Sunday, June 22, 2008

Walking the poverty line



Being poor can be characterized in many ways. One can be poor in the economic sense, or one can be poor in moral or spiritual terms. Undeniably, a horrific image of poverty could be a picture of a homeless person sleeping on a city street crowded with glass and steel-clad skyscrapers, or of unclothed and unfed children, or thousands of displaced men and women in countries ravaged by war, their emaciated arms stretched upward begging for food or water. For these people, to be poor is to be absolutely poor.

Some years ago, the World Bank came up with a measure of poverty in relation to purchasing power parity (PPP). Economists at the Bank drew the poverty line at “a dollar a day,” or more precisely, $1.08 at 1993 PPP. This meant that a person is poor if he or she consumes less than an American spending $1.08 per day in 1993. In light of the declining power of the U.S. dollar, this bank standard of poverty line obviously needs to be adjusted. Of course, government policy makers have developed their own poverty lines, which really matter more than a global destitution standard adopted by the World Bank apparently as a campaign tool rather than to guide policy.

Measuring the poverty line is both difficult and problematic. Not all countries define it in the same way. In 1963, the United States adopted “Mollie’s Measure,” named after Mollie Orshansky of the U.S. Social Security Administration who designed a simple formula to measure material deprivation using data from the late 1950s. The formula calculated the minimum cost to feed a family then multiplied it by three. Orshansky used the cost of a nutritionally adequate diet as the basis for a cost-of-living estimate, adjusted according to family size and composition. On average, she estimated that families spent about a third of their income on food.

But there are several flaws in Orshansky’s formula. For one, food is now only about one-seventh of household expenses, not a third. The formula also did not allow for a host of other variables such as cost differences among regions, the fact that more people commute longer distances, or that more people live with nonrelatives, sharing expenses and income, or taxes or all sorts of cash and noncash government assistance.

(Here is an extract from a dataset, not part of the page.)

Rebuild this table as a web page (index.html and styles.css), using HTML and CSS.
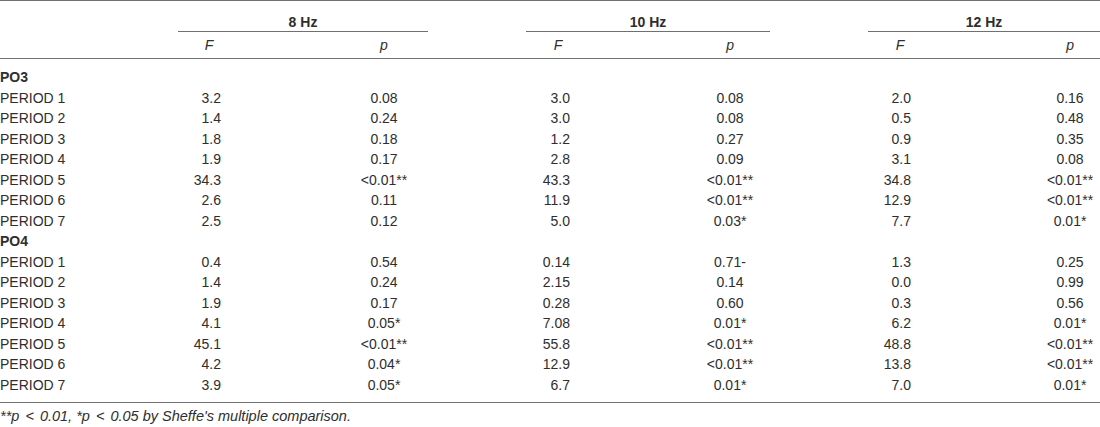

Today, many U.S. economists are suggesting that the poverty line should be revised to provide a better picture of who is actually poor. Due to politics (what else to blame), the U.S. remains trapped in the quagmire of the current yardstick that does not reflect modern conditions. There are those who advocate adjustments that raise the poverty line, while others prefer ways that lower it. Many experts have given up, others even concluding that the official measure is set in stone.

Since 1992, in Canada, a new alternative to measure the poverty line in terms of meeting a family’s basic needs was proposed as an alternative to the prevailing relative poverty lines, like Statistics Canada’s Low Income Cut-off (LICO), that compare how some well off Canadians are relative to others. Basic needs poverty lines are intended to measure the number and proportion of Canadians who cannot afford the basic necessities of life, such as food, clothing, shelter and other household essentials. The new approach accepts that basic needs poverty is a problem, i.e., people cannot afford the basic necessities of life without resorting to borrowing or getting assistance from family and friends or do without.

In the Philippines, a new income threshold has been adopted after discarding the Orshansky approach of the U.S. The new index covers only basic needs like food, clothing, shelter and transportation. It does not include spending for recreation. The National Statistics Coordination Board recently announced that a family of five with a total monthly income of less than P10, 000 (U.S. $244) is considered poor. In 2006, the same family is considered poor if its household income is no more than P8,569 per month. Close to 40 per cent of the population, or 2 out of 5 Filipinos, live below the poverty line.

But the measurement of poverty on the basis of adequate coverage of basic needs is also an imperfect device. Under such definition, it is also possible that more than 50 per cent of the country’s population may be classified as poor even though its economy is relatively better than the poorest countries in the world. This is so because the use of such indicators to measure poverty may obscure the true size and the real dynamics of poverty.

The harsh reality is that the number of families or people in the world today who are poor is alarmingly increasing. Wars, natural disasters, unequal distribution of wealth, high rates of unemployment and uneven regional economic development are pushing down more and more people to an abysmal pit of poverty and hopelessness. This is not only true in the poorest areas of the world as poverty also manifests itself among marginal communities in prosperous urban North America, particularly among the increasing number of children, youth and single mothers struggling to survive on measly government dole-outs.

Despite all the statistical parameters and terminologies designed to accurately measure material destitution, the bottom line in any process of defining poverty still hurts. There will always be real people who are absolutely poor, and they surely stick out from the computation.

Real poverty cannot be ignored. What matters is the effort to eliminate poverty, and its constitutive element, inequality. And if such effort were left alone to distant and disaffected policymakers who have no real understanding of what being poor is, without involving the poor in their own development, chances are that the same failures of the past will persist or very minimal success will only be gained.

Better yet, let this remind us of the cynic in the late U.S. president Ronald Reagan, who once said, “We declared war on poverty, and poverty won.”